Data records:
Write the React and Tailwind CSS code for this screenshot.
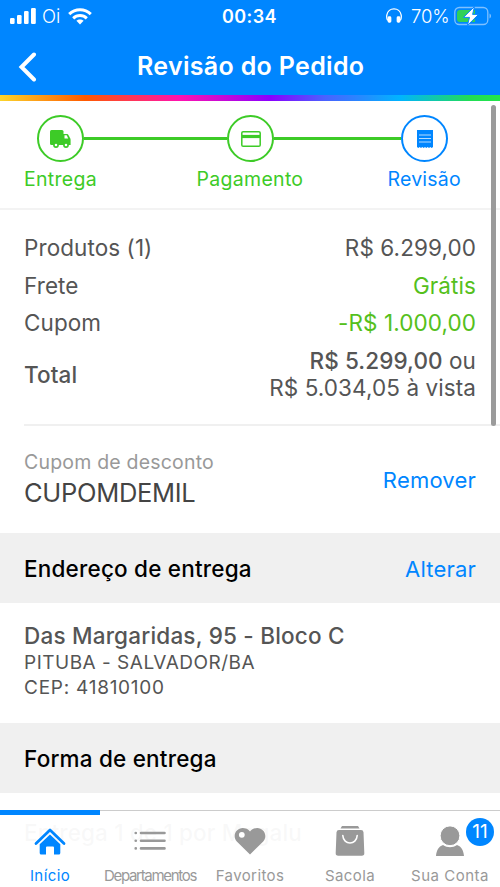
function StatusBar() {
  return (
    <div className="flex h-8 shrink-0 items-center text-white">
      <svg className="ml-[10px] h-4 w-[26px]" viewBox="0 0 26 16" fill="currentColor">
        <rect x="0" y="10" width="4.6" height="6" rx="1.2" />
        <rect x="7" y="7" width="4.6" height="9" rx="1.2" />
        <rect x="14" y="3" width="4.6" height="13" rx="1.2" />
        <rect x="21" y="0" width="4.8" height="16" rx="1.2" />
      </svg>
      <span className="ml-[6px] w-[20px] pt-px text-[18.5px] font-light">Oi</span>
      <svg className="ml-[6px] h-[17px] w-[24px]" viewBox="0 0 24 17" fill="none" stroke="currentColor" strokeWidth="3">
        <path d="M1.2 6.2C7.2.4 16.8.4 22.8 6.2" />
        <path d="M5.2 10.3C9 6.7 15 6.7 18.8 10.3" />
        <path d="M8.4 12.8C10.4 11 13.6 11 15.6 12.8L12 16.6Z" fill="currentColor" stroke="none" />
      </svg>
      <span className="ml-[130px] w-[56px] text-[18px] font-semibold tracking-[0.4px]">00:34</span>
      <svg className="ml-[108px] h-4 w-4" viewBox="0 0 16 16" fill="none" stroke="currentColor" strokeWidth="1.3">
        <path d="M1.7 12.5C.5 10.5.6 8.600.8 7.200 2-1.200 14-1.200 15.200 7.200c.2 1.400.3 3.300-.9 5.300" />
        <rect x="2.300" y="9" width="2.400" height="5" rx=".8" fill="currentColor" />
        <rect x="11.300" y="9" width="2.400" height="5" rx=".8" fill="currentColor" />
      </svg>
      <span className="ml-[9px] w-[39px] pt-px text-[18.5px] font-light tracking-[-0.1px]">70%</span>
      <svg className="ml-[4px] h-[20px] w-[38px]" viewBox="0 0 38 20">
        <rect x=".8" y="1.500" width="33" height="17" rx="4.500" fill="none" stroke="#7fc0ff" strokeWidth="1.300" />
        <path d="M35.500 7.500c2 .8 2 4.200 0 5z" fill="#7fc0ff" />
        <path d="M6 4h15v12H6a3 3 0 0 1-3-3V7a3 3 0 0 1 3-3z" fill="#30d158" />
        <path d="M20.500.5 9.500 11.400h6L13.400 19.500 24.600 8.400h-6z" fill="white" stroke="#0a86ff" strokeWidth="1" />
      </svg>
    </div>
  );
}

function Header() {
  return (
    <header className="flex h-[101px] shrink-0 flex-col bg-[#0086ff]">
      <StatusBar />
      <div className="flex flex-1 items-center text-white">
        <svg className="mt-[6px] ml-[18px] h-[30px] w-[19px]" viewBox="0 0 19 30" fill="none" stroke="currentColor" strokeWidth="4" strokeLinecap="round" strokeLinejoin="miter">
          <path d="M16 2.500 3.500 15 16 27.500" />
        </svg>
        <h1 className="mt-[7px] ml-[100px] text-[25px] font-semibold tracking-[0.32px] whitespace-nowrap">Revisão do Pedido</h1>
      </div>
      <div className="h-[6px] bg-[linear-gradient(90deg,#fbd52c_0%,#ff5a00_17%,#ff12b0_36%,#8a00ff_54%,#4a62ff_65%,#00b4ff_80%,#22dd55_94%,#22e64a_100%)]" />
    </header>
  );
}

function Circle({ children, color }) {
  return <div className={"flex size-[47px] shrink-0 items-center justify-center rounded-full border-2 " + color}>{children}</div>;
}

function Steps() {
  return (
    <section className="h-[109px] shrink-0 border-b-2 border-[#f3f3f3] bg-white pt-[14px]">
      <div className="flex items-center pl-[37px] text-[#3dcb27]">
        <Circle color="border-[#3dcb27]">
          <svg className="h-[18px] w-[21px]" viewBox="0 0 21 18" fill="currentColor">
            <rect x="0" y="0" width="13.500" height="15" rx="1.500" />
            <path d="M12 4h4.500c1 0 1.700.5 2.200 1.400l1.500 2.800c.3.600.4 1 .4 1.700V15H12z" />
            <path d="M14.500 5.300h2.200l1.500 3.200h-3.700z" fill="white" />
            <circle cx="6" cy="15" r="2.100" stroke="currentColor" strokeWidth="1.600" fill="white" />
            <circle cx="16" cy="15" r="2.100" stroke="currentColor" strokeWidth="1.600" fill="white" />
          </svg>
        </Circle>
        <div className="h-[3px] w-[143px] bg-current" />
        <Circle color="border-[#3dcb27]">
          <svg className="h-[16px] w-[20px]" viewBox="0 0 20 16" fill="none" stroke="currentColor">
            <rect x=".8" y=".8" width="18.400" height="14.400" rx="1.300" strokeWidth="1.500" />
            <path d="M1 5.500h18" strokeWidth="3.200" />
          </svg>
        </Circle>
        <div className="h-[3px] w-[127px] bg-current" />
        <Circle color="border-[#0086ff] text-[#0086ff]">
          <svg className="h-[18px] w-[16px]" viewBox="0 0 16 18">
            <path d="M0 0h16v17l-1.300 1-1.400-1-1.300 1-1.300-1-1.400 1L8 17l-1.300 1-1.400-1L4 18l-1.300-1-1.400 1L0 17z" fill="currentColor" />
            <path d="M2 5h12M2 8.500h12M2 12h12" stroke="#b5dcff" strokeWidth="1.200" />
          </svg>
        </Circle>
      </div>
      <div className="mt-[4px] flex text-[19.5px] leading-[26px] whitespace-nowrap text-[#3dcb27]">
        <span className="ml-[24px] w-[172.500px] tracking-[0.3px]">Entrega</span>
        <span className="w-[191px] tracking-[0.3px]">Pagamento</span>
        <span className="tracking-[0.2px] text-[#0086ff]">Revisão</span>
      </div>
    </section>
  );
}

function Row({ label, value, className = "" }) {
  return (
    <div className="flex h-[37.5px] items-center justify-between">
      <span>{label}</span>
      <span className={className}>{value}</span>
    </div>
  );
}

function Summary() {
  return (
    <section className="ml-6 flex h-[216px] shrink-0 flex-col border-b-2 border-[#f0f0f0] pt-[19px] pr-6 text-[22.500px] leading-[27px] tracking-[0.08px] text-[#555]">
      <Row label="Produtos (1)" value="R$ 6.299,00" />
      <Row label="Frete" value="Grátis" className="text-[#55c01c]" />
      <Row label="Cupom" value="-R$ 1.000,00" className="text-[#55c01c]" />
      <div className="mt-[5px] flex items-center justify-between">
        <span className="pt-px font-medium">Total</span>
        <div className="text-right">
          <p><span className="font-medium">R$ 5.299,00</span> ou</p>
          <p>R$ 5.034,05 à vista</p>
        </div>
      </div>
    </section>
  );
}

function Coupon() {
  return (
    <section className="flex h-[107px] shrink-0 items-center justify-between px-6">
      <div>
        <p className="text-[19.5px] leading-[26px] tracking-[0.2px] text-[#999]">Cupom de desconto</p>
        <p className="text-[25.500px] leading-[36px] tracking-[-0.3px] text-[#444]">CUPOMDEMIL</p>
      </div>
      <span className="pt-px text-[22px] tracking-[0.2px] text-[#0086ff]">Remover</span>
    </section>
  );
}

function SectionTitle({ title, action }) {
  return (
    <div className="flex h-[70px] shrink-0 items-center justify-between bg-[#f0f0f0] px-6 pt-px text-[22.500px] tracking-[0.2px]">
      <h2 className="font-medium text-black">{title}</h2>
      <span className="pt-px text-[22px] text-[#0086ff]">{action}</span>
    </div>
  );
}

function Tab({ label, active, className = "", children }) {
  return (
    <div className={"flex w-[100px] shrink-0 flex-col items-center border-t-[5px] " + (active ? "border-[#0086ff] text-[#0086ff]" : "border-transparent text-[#999]")}>
      <div className="mt-[10px] flex h-[32px] items-center justify-center">{children}</div>
      <span className={"mt-[8px] text-[15px] leading-[22px] whitespace-nowrap " + className}>{label}</span>
    </div>
  );
}

function TabBar() {
  return (
    <nav className="absolute inset-x-0 bottom-0 flex h-[77px] bg-white/96 shadow-[inset_0_1px_0_#ccc]">
      <Tab label="Início" active className="tracking-[0.4px]">
        <svg className="h-[28px] w-[32px]" viewBox="0 0 32 28" fill="currentColor">
          <path d="M2 16.500 16 3l14 13.500" fill="none" stroke="currentColor" strokeWidth="2.800" strokeLinecap="round" strokeLinejoin="round" />
          <path d="M16 7.500 26.300 17.200V26a1.500 1.500 0 0 1-1.500 1.500H20V20.500a1 1 0 0 0-1-1h-6a1 1 0 0 0-1 1v7H7.200A1.500 1.500 0 0 1 5.700 26v-8.800z" />
        </svg>
      </Tab>
      <Tab label="Departamentos" className="tracking-[-1.300px]">
        <svg className="h-[20px] w-[32px]" viewBox="0 0 32 20" stroke="currentColor" strokeWidth="2.600" strokeLinecap="round">
          <path d="M1.700 2h.1M1.700 9.700h.1M1.700 17.400h.1M7 2h23.500M7 9.700h23.500M7 17.400h23.500" />
        </svg>
      </Tab>
      <Tab label="Favoritos" className="tracking-[0.4px]">
        <svg className="h-[28px] w-[32px]" viewBox="0 0 32 28">
          <path d="M16 27.500 2.800 14.500C-3 7.500 4-1.500 12 1.600c1.700.6 3 1.700 4 3 1-1.300 2.300-2.400 4-3C28-1.500 35 7.500 29.200 14.500z" fill="currentColor" />
          <circle cx="7.800" cy="7.800" r="2.900" fill="white" />
        </svg>
      </Tab>
      <Tab label="Sacola" className="tracking-[0.400px]">
        <svg className="h-[30px] w-[30px]" viewBox="0 0 30 30">
          <path d="M7 0h16l1.500 2.500h-19z" fill="currentColor" />
          <path d="M4 4h22a2.500 2.500 0 0 1 2.500 2.300L29.300 27a2.500 2.500 0 0 1-2.500 2.700H3.200A2.500 2.500 0 0 1 .7 27L1.500 6.300A2.500 2.500 0 0 1 4 4z" fill="currentColor" />
          <path d="M7.800 9.500c.6 10 13.800 10 14.400 0" fill="none" stroke="white" strokeWidth="1.600" strokeLinecap="round" />
        </svg>
      </Tab>
      <div className="relative">
        <Tab label="Sua Conta" className="tracking-[0.5px]">
          <svg className="h-[30px] w-[30px]" viewBox="0 0 30 30" fill="currentColor">
            <path d="M8 19c4.500 3 9.500 3 14 0 4.500 1.500 6.500 5.500 7 11H1c.5-5.500 2.500-9.500 7-11z" />
            <circle cx="15" cy="9.800" r="9.900" stroke="white" strokeWidth="1" />
          </svg>
        </Tab>
        <span className="absolute top-[8px] left-[66px] flex size-[28px] items-center justify-center rounded-full bg-[#0086ff] text-[19px] text-white">11</span>
      </div>
    </nav>
  );
}

export default function App() {
  return (
    <div className="relative flex h-[887px] w-[500px] flex-col overflow-hidden bg-white font-['Inter',sans-serif]">
      <Header />
      <Steps />
      <Summary />
      <Coupon />
      <SectionTitle title="Endereço de entrega" action="Alterar" />
      <section className="h-[120px] shrink-0 px-6 pt-[19px] text-[19px] leading-[25px] text-[#555]">
        <p className="mb-px text-[22.500px] leading-[27px] font-medium tracking-[0.200px]">Das Margaridas, 95 - Bloco C</p>
        <p className="tracking-[0.500px]">PITUBA - SALVADOR/BA</p>
        <p className="tracking-[0.750px]">CEP: 41810100</p>
      </section>
      <SectionTitle title="Forma de entrega" />
      <section className="shrink-0 px-6 pt-[26px] text-[22.500px] leading-[27px] tracking-[0.150px] text-[#555]">
        <p className="font-medium">Entrega 1 de 1 por Magalu</p>
      </section>
      <div className="absolute top-[105px] right-[4px] h-[321px] w-[5px] rounded-full bg-[#9b9b9b]" />
      <TabBar />
    </div>
  );
}
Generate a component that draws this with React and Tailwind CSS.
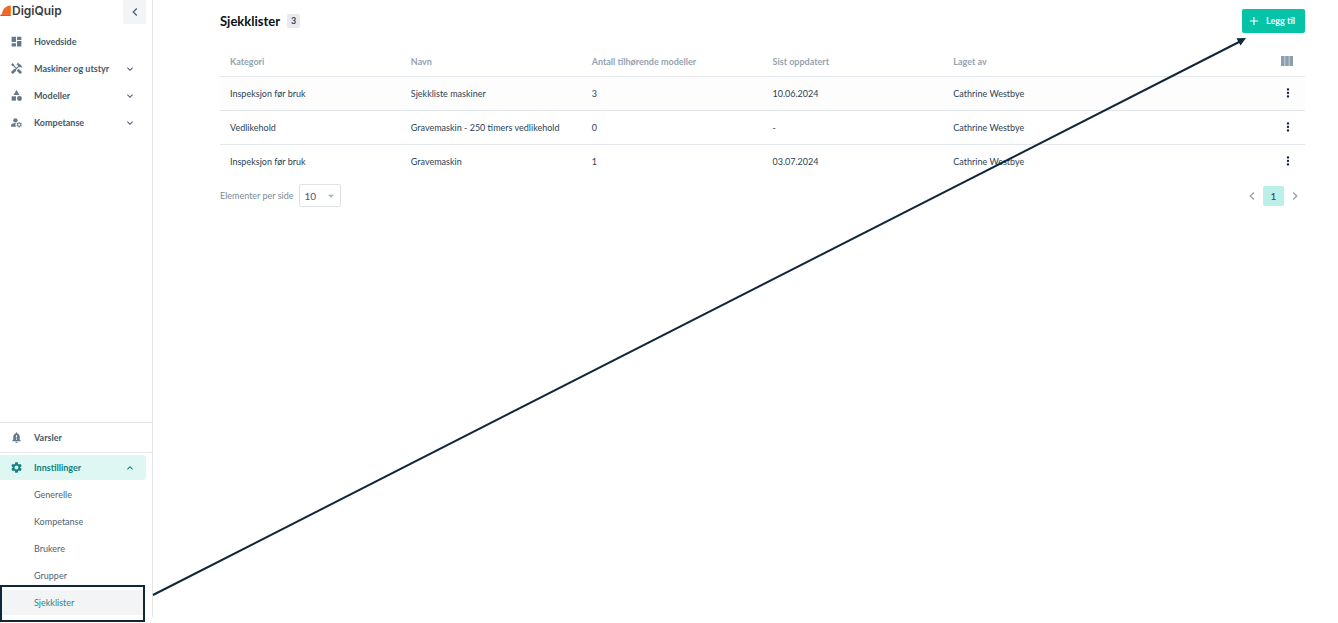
import React from "react";
import {
  MdDashboard,
  MdHandyman,
  MdCategory,
  MdManageAccounts,
  MdNotificationImportant,
  MdSettings,
  MdExpandMore,
  MdExpandLess,
  MdChevronLeft,
  MdChevronRight,
  MdMoreVert,
  MdAdd,
  MdArrowDropDown,
} from "react-icons/md";

const mainNav = [
  { label: "Hovedside", Icon: MdDashboard },
  { label: "Maskiner og utstyr", Icon: MdHandyman, expandable: true },
  { label: "Modeller", Icon: MdCategory, expandable: true },
  { label: "Kompetanse", Icon: MdManageAccounts, expandable: true },
];

const settingsNav = ["Generelle", "Kompetanse", "Brukere", "Grupper"];

const columns = ["Kategori", "Navn", "Antall tilhørende modeller", "Sist oppdatert", "Laget av"];

const rows = [
  ["Inspeksjon før bruk", "Sjekkliste maskiner", "3", "10.06.2024", "Cathrine Westbye"],
  ["Vedlikehold", "Gravemaskin - 250 timers vedlikehold", "0", "-", "Cathrine Westbye"],
  ["Inspeksjon før bruk", "Gravemaskin", "1", "03.07.2024", "Cathrine Westbye"],
];

function NavItem({ label, Icon, expandable }) {
  const inner = (
    <>
      <Icon className="mr-[11px] size-[13px] shrink-0 text-[#64798a]" />
      <span className="flex-1 text-left">{label}</span>
      {expandable && <MdExpandMore className="size-3 text-[#4b6375]" />}
    </>
  );
  const style = "flex h-[25px] w-full items-center px-2.5 font-bold text-[#435a6b]";
  return expandable ? (
    <button type="button" className={style}>{inner}</button>
  ) : (
    <a href="#" className={style}>{inner}</a>
  );
}

function Logo() {
  return (
    <a href="#" className="flex items-center" aria-label="DigiQuip">
      <svg viewBox="0 0 11 12" className="h-3 w-[11px]" aria-hidden="true">
        <path d="M10.8 0.6V9.2H2C2.4 4.4 5.8 0.6 10.8 0.6Z" fill="#f4641e" />
        <path d="M0 11 1 9.2H10.8V11Z" fill="#f04e12" />
        <path d="M6 2.6 6.600 6" stroke="#f98a50" strokeWidth="0.6" />
      </svg>
      <span className="ml-px font-['Inter',sans-serif] text-[12px] leading-4 font-semibold text-[#3d3d40]">DigiQuip</span>
    </a>
  );
}

function Sidebar() {
  return (
    <aside className="flex w-[153px] shrink-0 flex-col pb-1.5">
      <div className="flex flex-1 flex-col justify-between border-r border-[#e3e6ea]">
        <div>
          <div className="flex items-start justify-between pr-1.5">
            <div className="pt-[3px]"><Logo /></div>
            <button type="button" aria-label="Skjul meny" className="flex h-6 w-[23px] items-center justify-center rounded-b-[2px] bg-[#f2f4f6] text-[#4b6375]">
              <MdChevronLeft className="size-4" />
            </button>
          </div>
          <nav className="flex flex-col gap-0.5 pt-[5px] pr-1.5">
            {mainNav.map((item) => (
              <NavItem key={item.label} {...item} />
            ))}
          </nav>
        </div>
        <nav>
          <div className="border-y border-[#e3e6ea] py-0.5 pr-1.5">
            <NavItem label="Varsler" Icon={MdNotificationImportant} />
          </div>
          <div className="flex flex-col gap-0.5 py-0.5 pr-1.5">
            <button type="button" className="flex h-[25px] w-full items-center rounded-r-[3px] bg-[#def7f3] px-2.5 font-bold text-[#108080]">
              <MdSettings className="mr-[11px] size-[13px]" />
              <span className="flex-1 text-left">Innstillinger</span>
              <MdExpandLess className="size-3" />
            </button>
            {settingsNav.map((label) => (
              <a key={label} href="#" className="flex h-[25px] items-center pl-[34px] text-[#4b6375]">{label}</a>
            ))}
            <a href="#" aria-current="page" className="relative mr-0.5 flex h-[25px] items-center bg-[#f2f4f6] pl-[34px] text-[#23888a]">
              Sjekklister
              <span className="absolute -top-[5px] right-[-1px] -bottom-[7px] left-0 border-2 border-[#12263a]" />
            </a>
          </div>
        </nav>
      </div>
    </aside>
  );
}

function ColumnsIcon() {
  return (
    <svg viewBox="0 0 12 10" className="ml-auto h-2.5 w-3" aria-hidden="true">
      <path d="M0 0H12V10H0Z" fill="#b5c0ca" />
      <path d="M0 0H3V10H0ZM4.5 0H7.5V10H4.5ZM9 0H12V10H9Z" fill="#8c9dab" />
    </svg>
  );
}

export default function App() {
  return (
    <div className="relative flex min-h-screen overflow-hidden bg-white font-['Lato',sans-serif] text-[9px] leading-4">
      <Sidebar />
      <main className="min-w-0 flex-1 pt-[9px] pr-[33px] pl-[67px]">
        <header className="flex h-6 items-center justify-between">
          <div className="flex items-center gap-[7px]">
            <h1 className="text-[13px] font-bold text-[#0d1116]">Sjekklister</h1>
            <span className="flex h-3.5 w-[13px] items-center justify-center rounded-[2px] bg-[#e9eaf0] font-bold text-[#3c4354]">3</span>
          </div>
          <button type="button" className="flex h-6 items-center gap-[5px] rounded-[2px] bg-[#04c3a6] pr-2.5 pl-[5px] font-bold text-white">
            <MdAdd className="size-3.5" />
            Legg til
          </button>
        </header>
        <table className="mt-3.5 w-full table-fixed text-left">
          <thead>
            <tr className="h-[29px] border-b border-[#e3e6ea] text-[#94a3b0]">
              {columns.map((c) => (
                <th key={c} className="px-2.5 pt-0.5 font-bold">{c}</th>
              ))}
              <th className="pr-3">
                <button type="button" aria-label="Velg kolonner" className="ml-auto block"><ColumnsIcon /></button>
              </th>
            </tr>
          </thead>
          <tbody>
            {rows.map((r, i) => (
              <tr key={i} className="h-[34px] border-b border-[#e3e6ea] text-[#2c4254] first:bg-[#fdfdfe] last:border-0">
                {r.map((cell, j) => (
                  <td key={j} className="px-2.5 pt-0.5 whitespace-nowrap">{cell}</td>
                ))}
                <td className="pr-2.5">
                  <button type="button" aria-label="Flere valg" className="ml-auto block text-[#12263a]">
                    <MdMoreVert className="size-3.5" />
                  </button>
                </td>
              </tr>
            ))}
          </tbody>
        </table>
        <footer className="flex items-center justify-between pt-1.5">
          <div className="flex items-center gap-[5px] text-[#7b8b99]">
            <label htmlFor="page-size">Elementer per side</label>
            <div className="grid items-center">
              <select id="page-size" className="col-start-1 row-start-1 h-[23px] w-[42px] appearance-none rounded-[2px] border border-[#dfe3e7] bg-white pl-[5px] text-[10px] text-[#435a6b]">
                <option>10</option>
                <option>25</option>
                <option>50</option>
              </select>
              <MdArrowDropDown className="pointer-events-none col-start-1 row-start-1 mr-[3px] size-3.5 justify-self-end text-[#a5b1bb]" />
            </div>
          </div>
          <div className="flex items-center gap-[3px] pr-0.5 text-[#94a3b0]">
            <button type="button" aria-label="Forrige side"><MdChevronLeft className="size-4" /></button>
            <button type="button" className="h-5 w-[21px] rounded-[2px] bg-[#bcefe8] text-[10px] text-[#2c4254]">1</button>
            <button type="button" aria-label="Neste side"><MdChevronRight className="size-4" /></button>
          </div>
        </footer>
      </main>
      <svg viewBox="0 0 1338 623" className="pointer-events-none absolute top-0 left-0 w-full" aria-hidden="true">
        <path d="M153 595 1240 41.500" stroke="#12263a" strokeWidth="2" fill="none" />
        <path d="M1246 38 1236.500 38.200 1240.500 45.500Z" fill="#12263a" />
      </svg>
    </div>
  );
}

Set problem: Which lines in the data above contain "this"? Show each one.

Output of the exercise:
Write the React and Tailwind CSS code for this screenshot.
Generate a component that draws this with React and Tailwind CSS.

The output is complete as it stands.